Ford of Europe, Volvo, Jaguar and Bentley are among the automakers who have publicly committed to zero-emissions lineups, but Renault CEO Luca de Meo says he sees no need to do that yet, because regulations will effectively require such a move in the next decade anyway.
Renault Group's announced model plans include more than 10 full-electric vehicles out of 24 new models by 2025. For the Renault brand, 50 percent of launches by that year will be full electric.
De Meo's Renaulution strategy does not formally go beyond 2025, with the most important task to return the group to profitability and positive cash flow after losing a record 8.08 billion euros last year.

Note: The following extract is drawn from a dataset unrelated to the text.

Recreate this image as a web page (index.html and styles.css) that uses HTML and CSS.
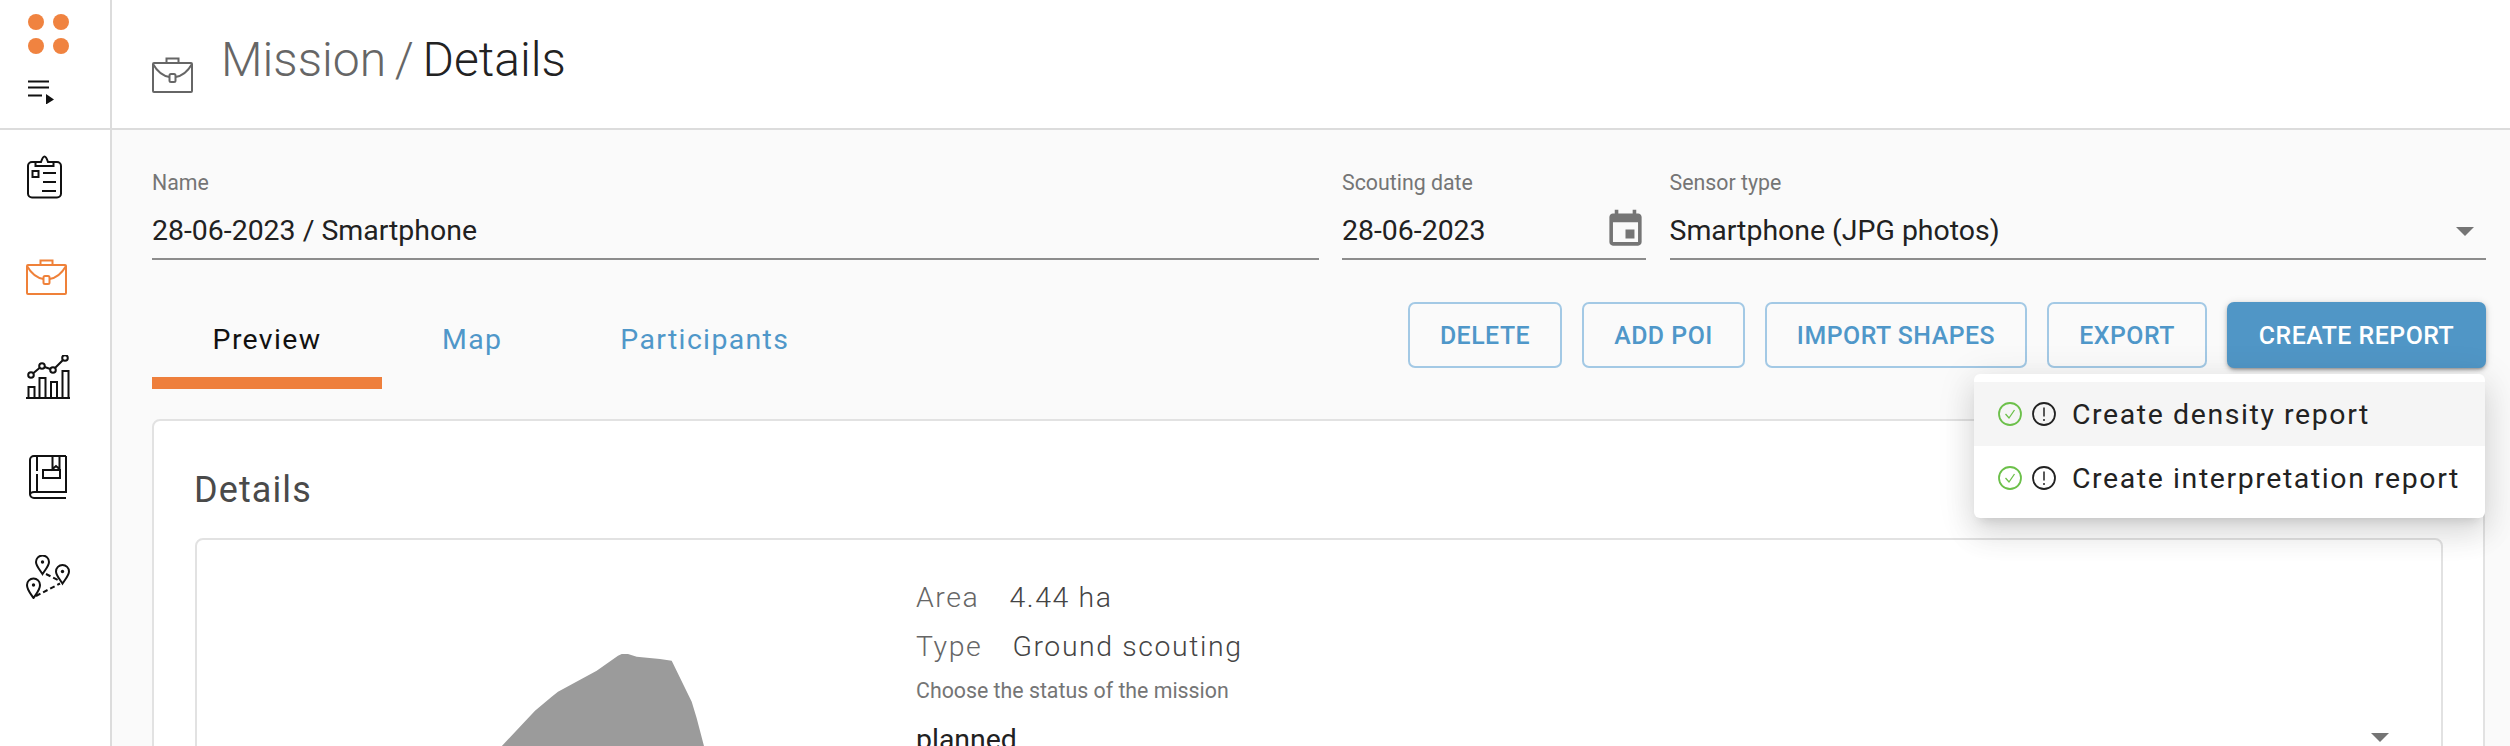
FILE: index.html
```html
<!DOCTYPE html>
<html lang="en">
<head>
<meta charset="utf-8">
<title>Mission / Details</title>
<link rel="stylesheet" href="styles.css">
</head>
<body>
<div class="app">
  <aside class="sidebar">
    <div class="brand">
      <div class="dots"><span class="dot"></span><span class="dot"></span><span class="dot"></span><span class="dot"></span></div>
      <svg class="menu-toggle" viewBox="0 0 28 24" width="28" height="24"><path d="M0 1.500h21M0 7.500h21M0 15.500h14" fill="none" stroke="#111" stroke-width="2"/><path d="M18 14l8 5.500-8 5z" fill="#111"/></svg>
    </div>
    <nav class="nav">
      <svg class="nav-icon" viewBox="0 0 44 44" width="44" height="44"><g fill="none" stroke="#111" stroke-width="2"><rect x="2" y="7" width="33" height="35.500" rx="4"/><path d="M9.500 11V7h5.500c1-3 2-5.500 3.500-5.500S21 4 22 7h5.500v4z" fill="#fff"/><rect x="6.500" y="16" width="6" height="6"/><path d="M17 18h13M17 27h13M16 36h14"/></g></svg>
      <svg class="nav-icon" viewBox="0 0 44 44" width="44" height="44"><use href="#case" transform="translate(0 4)" stroke="#ef8139"/></svg>
      <svg class="nav-icon" viewBox="0 0 44 44" width="44" height="44"><g fill="none" stroke="#111" stroke-width="2"><path d="M0 43h44" stroke-width="2"/><path d="M2.500 43V32h6v11M13.500 43V23h6v20M25 43V27h6v16M36.500 43V16h6v27"/><circle cx="5" cy="20" r="2.800"/><circle cx="16" cy="11" r="2.800"/><circle cx="27" cy="15" r="2.800"/><circle cx="39" cy="3" r="2.800"/><path d="M7.200 18.200l6.600-5.400M18.700 12l5.600 2M29 13l8-8"/></g></svg>
      <svg class="nav-icon" viewBox="0 0 44 44" width="44" height="44"><g fill="none" stroke="#111" stroke-width="2"><path d="M40 1H8a4 4 0 0 0-4 4v34a4 4 0 0 0 4 4h32M40 1v36H8a4 3 0 0 0-4 3"/><path d="M11 1v15M11 19v18"/><path d="M26.500 1v13l3.500-3 3.500 3V1"/><rect x="17" y="15" width="17" height="8"/></g></svg>
      <svg class="nav-icon" viewBox="0 0 44 44" width="44" height="44"><g fill="none" stroke="#111" stroke-width="2"><path d="M16.500 19C14 15 10 11 10 7a6.500 6.500 0 0 1 13 0c0 4-4 8-6.500 12z"/><path d="M36.500 28.500C34 24.500 30 20.500 30 16.500a6.500 6.500 0 0 1 13 0c0 4-4 8-6.500 12z"/><path d="M7.500 43C5 39 1 35 1 30a6.500 6.500 0 0 1 13 0c0 5-4 9-6.500 13z"/><path d="M20 19l13 6.500M10 41l24-12.500" stroke-dasharray="5 3"/></g><circle cx="16.500" cy="7" r="1.700" fill="#111"/><circle cx="36.500" cy="16.500" r="1.700" fill="#111"/><circle cx="7.500" cy="30" r="1.700" fill="#111"/></svg>
    </nav>
  </aside>

  <main class="main">
    <header class="page-header">
      <svg class="header-icon" viewBox="0 0 44 44" width="44" height="44"><use href="#case" stroke="#666"/></svg>
      <h1 class="title"><span class="crumb">Mission / </span><span class="current">Details</span></h1>
    </header>

    <section class="content">
      <div class="form-row">
        <div class="field">
          <label class="field-label">Name</label>
          <div class="field-value">28-06-2023 / Smartphone</div>
        </div>
        <div class="field">
          <label class="field-label">Scouting date</label>
          <div class="field-value">28-06-2023
            <svg class="calendar" viewBox="0 0 24 24" width="43" height="43"><path fill="#757575" d="M17 12h-5v5h5v-5zM16 1v2H8V1H6v2H5c-1.110 0-1.990.9-1.990 2L3 19c0 1.100.890 2 2 2h14c1.100 0 2-.9 2-2V5c0-1.100-.9-2-2-2h-1V1h-2zm3 18H5V8h14v11z"/></svg>
          </div>
        </div>
        <div class="field">
          <label class="field-label">Sensor type</label>
          <div class="field-value">Smartphone (JPG photos)<span class="caret"></span></div>
        </div>
      </div>

      <div class="toolbar">
        <div class="tabs">
          <div class="tab tab-active">Preview</div>
          <div class="tab tab-map">Map</div>
          <div class="tab tab-part">Participants</div>
        </div>
        <div class="actions">
          <button class="btn btn-delete">DELETE</button>
          <button class="btn btn-poi">ADD POI</button>
          <button class="btn btn-import">IMPORT SHAPES</button>
          <button class="btn btn-export">EXPORT</button>
          <button class="btn btn-primary">CREATE REPORT</button>
          <div class="menu">
            <div class="menu-item menu-item-hover">
              <svg class="status" viewBox="0 0 24 24" width="24" height="24"><circle cx="12" cy="12" r="11" fill="none" stroke="#6cc04a" stroke-width="1.800"/><path d="M7.500 12l3.500 4 5.500-8" fill="none" stroke="#6cc04a" stroke-width="1.300"/></svg>
              <svg class="status" viewBox="0 0 24 24" width="24" height="24"><circle cx="12" cy="12" r="11" fill="none" stroke="#222" stroke-width="1.800"/><path d="M12 5.500v9" stroke="#222" stroke-width="1.500"/><circle cx="12" cy="18" r="1" fill="#222"/></svg>
              <span class="menu-text">Create density report</span>
            </div>
            <div class="menu-item">
              <svg class="status" viewBox="0 0 24 24" width="24" height="24"><circle cx="12" cy="12" r="11" fill="none" stroke="#6cc04a" stroke-width="1.800"/><path d="M7.500 12l3.500 4 5.500-8" fill="none" stroke="#6cc04a" stroke-width="1.300"/></svg>
              <svg class="status" viewBox="0 0 24 24" width="24" height="24"><circle cx="12" cy="12" r="11" fill="none" stroke="#222" stroke-width="1.800"/><path d="M12 5.500v9" stroke="#222" stroke-width="1.500"/><circle cx="12" cy="18" r="1" fill="#222"/></svg>
              <span class="menu-text">Create interpretation report</span>
            </div>
          </div>
        </div>
      </div>

      <div class="card">
        <h2 class="card-title">Details</h2>
        <div class="inner">
          <svg class="shape" viewBox="197 540 719 208" width="719" height="208"><path fill="#9b9b9b" d="M500 748L535 710.700 551.700 696.700 558 691.700 596.700 670.700 618 655.700 621.700 654 628 654 636.700 656.700 660 659 671.700 660.700 691.700 701.700 696.700 718.300 704.500 748z"/></svg>
          <div class="info">
            <div class="info-row"><span>Area</span><span class="info-value">4.44 ha</span></div>
            <div class="info-row"><span>Type</span><span class="info-value">Ground scouting</span></div>
            <div class="status-label">Choose the status of the mission</div>
            <div class="status-select">planned<span class="caret"></span></div>
          </div>
        </div>
      </div>
    </section>
  </main>
</div>
<svg class="defs" width="0" height="0">
  <defs>
    <g id="case" fill="none" stroke-width="2">
      <rect x="1" y="6" width="39" height="29" rx="1"/>
      <path d="M14.500 6V1.500h12V6"/>
      <rect x="17.500" y="17" width="6" height="8" rx="1.500"/>
      <path d="M1 7c4 7 10 12 16.500 13M23.500 20C30 19 36 14 40 7"/>
    </g>
  </defs>
</svg>
</body>
</html>
```

FILE: styles.css
```css
* { box-sizing: border-box; }
html, body { margin: 0; height: 100%; }
body {
  font-family: Roboto, "Liberation Sans", sans-serif;
  color: #212121;
  background: #fff;
  overflow: hidden;
}
.defs { position: absolute; }
.app {
  display: grid;
  grid-template-columns: 112px 1fr;
  height: 746px;
  overflow: hidden;
}

/* Sidebar */
.sidebar { border-right: 2px solid #dcdcdc; background: #fff; }
.brand {
  height: 130px;
  border-bottom: 2px solid #dcdcdc;
  padding: 14px 0 0 28px;
}
.dots {
  display: grid;
  grid-template-columns: 16px 16px;
  gap: 8px 9px;
}
.dot { width: 16px; height: 16px; border-radius: 50%; background: #f08340; }
.menu-toggle { display: block; margin-top: 26px; }
.nav {
  display: flex;
  flex-direction: column;
  gap: 56px;
  padding: 25px 0 0 26px;
}
.nav-icon { display: block; }

/* Header */
.main { min-width: 0; display: flex; flex-direction: column; overflow: hidden; }
.page-header {
  height: 130px;
  flex: none;
  border-bottom: 2px solid #dcdcdc;
  padding-left: 40px;
  display: flex;
  background: #fff;
}
.header-icon { margin-top: 57px; flex: none; }
.title {
  margin: 0 0 0 25px;
  padding-top: 31px;
  font-size: 48px;
  line-height: 58px;
  font-weight: 300;
  word-spacing: -3px;
}
.crumb { color: #666; }
.current { color: #222; }

/* Form */
.content {
  flex: 1;
  min-height: 0;
  background: #fafafa;
  padding: 40px 24px 0 40px;
}
.form-row {
  display: grid;
  grid-template-columns: 1166.5px 304px 1fr;
  column-gap: 23.5px;
}
.field { height: 90px; }
.field-label {
  display: block;
  font-size: 21.33px;
  line-height: 26px;
  color: #757575;
}
.field-value {
  display: flex;
  align-items: center;
  justify-content: space-between;
  height: 64px;
  padding-top: 6px;
  border-bottom: 2px solid #8c8c8c;
  font-size: 28.44px;
  color: #212121;
}
.calendar { margin-right: -1px; margin-top: -2px; }
.field-value > .caret { margin-top: 2px; }
.caret {
  width: 0;
  height: 0;
  margin-right: 12px;
  border-left: 9px solid transparent;
  border-right: 9px solid transparent;
  border-top: 9px solid #757575;
}

/* Tabs and buttons */
.toolbar {
  display: flex;
  justify-content: space-between;
  margin-top: 42px;
  height: 87px;
}
.tabs { display: flex; }
.tab {
  height: 87px;
  padding-top: 20px;
  font-size: 28.44px;
  line-height: 36px;
  letter-spacing: 1.35px;
  color: #4f97c9;
}
.tab-active {
  width: 230px;
  text-align: center;
  color: #111;
  border-bottom: 12px solid #ee7f3c;
}
.tab-map { margin-left: 60px; }
.tab-part { margin-left: 118px; }
.actions { position: relative; display: flex; gap: 20px; align-items: flex-start; }
.btn {
  height: 66px;
  padding: 0;
  border: 2px solid #a3c9e5;
  border-radius: 7px;
  background: transparent;
  font-family: inherit;
  font-size: 24.89px;
  font-weight: 500;
  letter-spacing: 0.5px;
  color: #4f97c9;
}
.btn-delete { width: 154px; }
.btn-poi { width: 163px; }
.btn-import { width: 262px; }
.btn-export { width: 160px; }
.btn-primary {
  width: 259px;
  border-color: #5096c6;
  background: #5096c6;
  color: #fff;
  box-shadow: 0 3px 3px -2px rgba(0,0,0,.25), 0 2px 4px rgba(0,0,0,.2), 0 1px 8px rgba(0,0,0,.12);
}
.menu {
  position: absolute;
  top: 72px;
  right: 1px;
  width: 511px;
  padding: 8px 0;
  background: #fff;
  border-radius: 6px;
  box-shadow: 0 8px 10px -6px rgba(0,0,0,.12), 0 16px 30px 2px rgba(0,0,0,.09), 0 6px 36px 5px rgba(0,0,0,.08);
  z-index: 2;
}
.menu-item {
  display: flex;
  align-items: center;
  height: 64px;
  padding-left: 24px;
  gap: 10px;
}
.menu-item-hover { background: #f5f5f5; }
.menu-text {
  margin-left: 6px;
  font-size: 28.44px;
  letter-spacing: 1.6px;
  color: #222;
}

/* Card */
.card {
  height: 500px;
  margin-top: 30px;
  margin-right: 1px;
  padding: 0 40px 0 41px;
  background: #fff;
  border: 2px solid #e2e2e2;
  border-radius: 8px;
}
.card-title {
  margin: 0 0 0 -1px;
  padding-top: 47px;
  height: 117px;
  font-size: 36px;
  line-height: 44px;
  font-weight: 400;
  letter-spacing: 1.1px;
  color: #4a4a4a;
}
.inner {
  display: flex;
  height: 400px;
  border: 2px solid #e2e2e2;
  border-radius: 8px;
}
.shape { display: block; flex: none; }
.info { flex: 1; padding-top: 40px; }
.info-row {
  display: flex;
  gap: 30px;
  height: 49px;
  font-size: 28.44px;
  line-height: 36px;
  font-weight: 300;
  letter-spacing: 1.6px;
  color: #444;
}
.info-row > span:first-child { color: #666; }
.status-label { font-size: 21.33px; line-height: 26px; color: #757575; }
.status-select {
  display: flex;
  justify-content: space-between;
  align-items: center;
  margin-top: 19px;
  padding-right: 40px;
  font-size: 28.44px;
  line-height: 34px;
  color: #212121;
}
.status-select .caret { margin-top: -6px; }
```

But rather than impose a rigid cutoff date for internal combustion, he says he wants Renault to be the "greenest brand" in Europe by 2025, with a mix of at least 30 percent electric vehicles and the rest full-hybrid or plug-in hybrid.
Renault is also not facing the pressure of some brands to meet emissions targets. De Meo said during the group's annual results presentation on Feb. 19 that he expects to comfortably clear the 2020-21 EU fleet standards after record sales of the Zoe small EV and a strong mix of new hybrids and plug-in hybrids on the Renault brand's most popular models, the Clio and Captur.
The EU has three key emissions regulations that will decide the fate of the internal combustion powertrain: Greenhouse gas standards in 2025 and 2030 that are likely to halve the current average of 95 grams per km of CO2, and the Euro 7 standard that will further reduce levels of pollutants such as fine particulates, hydrocarbons and carbon monoxide.
European Union officials are completing an impact assessment analysis for Euro 7, with proposed legislation expected in the second half of this year.
"Basically, Euro 7 means the death of the traditional combustion engine without electrification," de Meo said. "Because of E-Tech and because of our electric vehicle experience, platforms and technology, Renault is extremely well positioned."